The accused can choose not to challenge the charges and accept responsibility by pleading guilty or no contest.  If the accused enters such a plea, they will not be able to challenge or fight the charges.  The court will then move to a sentencing hearing.  In almost all case, the defendant will enter a plea of Not Guilty.  This will allow the accused to challenge the charges and begin the discovery phase of the case.   Pursuant to Florida Rule of Criminal Procedure a defendant thru their attorney can file a Written Plea of Not Guilty and Waiver of Arraignment.  This will cancel the hearing and begin the litigation phase of the case.

Guilty

A guilty plea is exactly what you might expect it to be.  It is where the accused tells the court that they did commit the crime(s) that they are charged with and that they wish to resolve their case.

Nolo Contendere or No Contest (Best Interest Plea)

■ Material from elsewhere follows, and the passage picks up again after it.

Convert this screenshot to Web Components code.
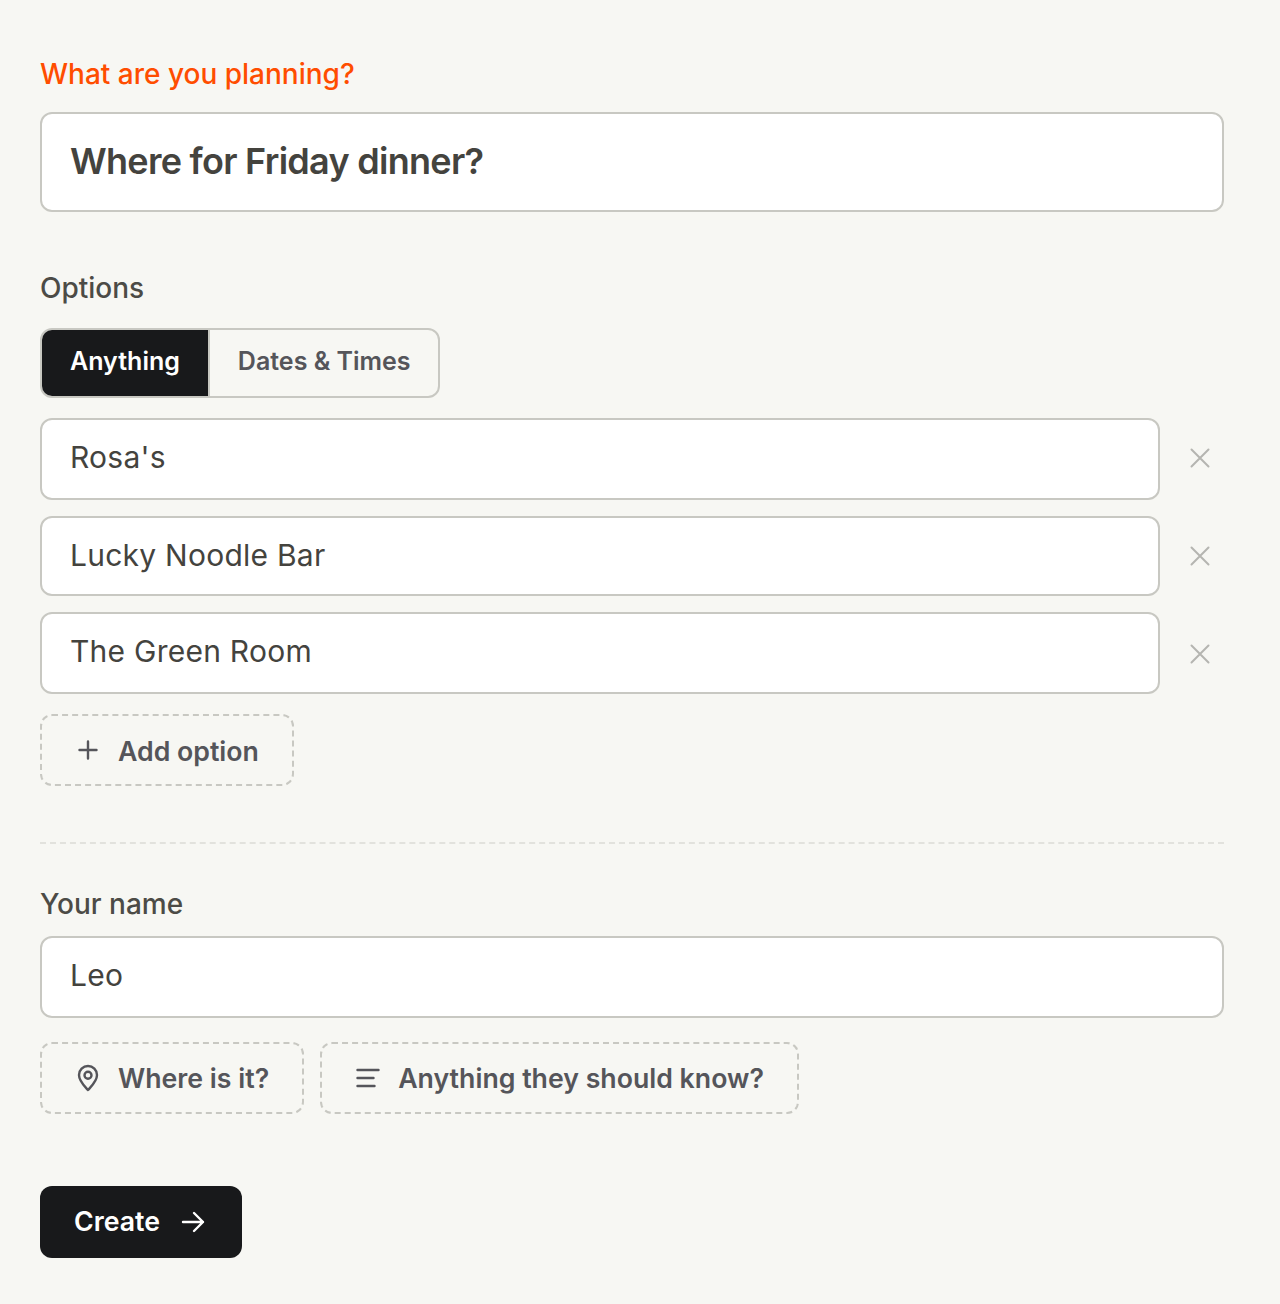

A No contest plea is a plea of convenience.  It is a plea from the accused where they say that they are not saying that they committed the crime (Guilty plea) and they are not saying they didn’t commit the crime (Not Guilty plea) but rather that the accused believes that it is in their best interest to resolve the case.  There are many reasons why a person might enter a No Contest plea such as overwhelming evidence, preserving their right to challenge a constitutional issue on appeal and etc.

***In my professional legal opinion, no defendant should ever plead guilty or no contest at arraignment.  At the arraignment hearing, the accused and their attorney will not have had an opportunity to engage in discovery.  Without evaluating the merits of the case, how could a lawyer give adequate legal advice with regards to a guilty or no contest plea at arraignment.

Not Guilty

A plea of Not Guilty is entered in the majority of cases at arraignment.  It is where the defendant tells the court that they did not commit the crime charged and that they are going to challenge the evidence and the constitutionality of the police procedures stemming from the arrest and investigation.  A Not Guilty plea at arraignment does not automatically mean that the defendant’s case will go to trial but rather that they will engage in discovery and litigation.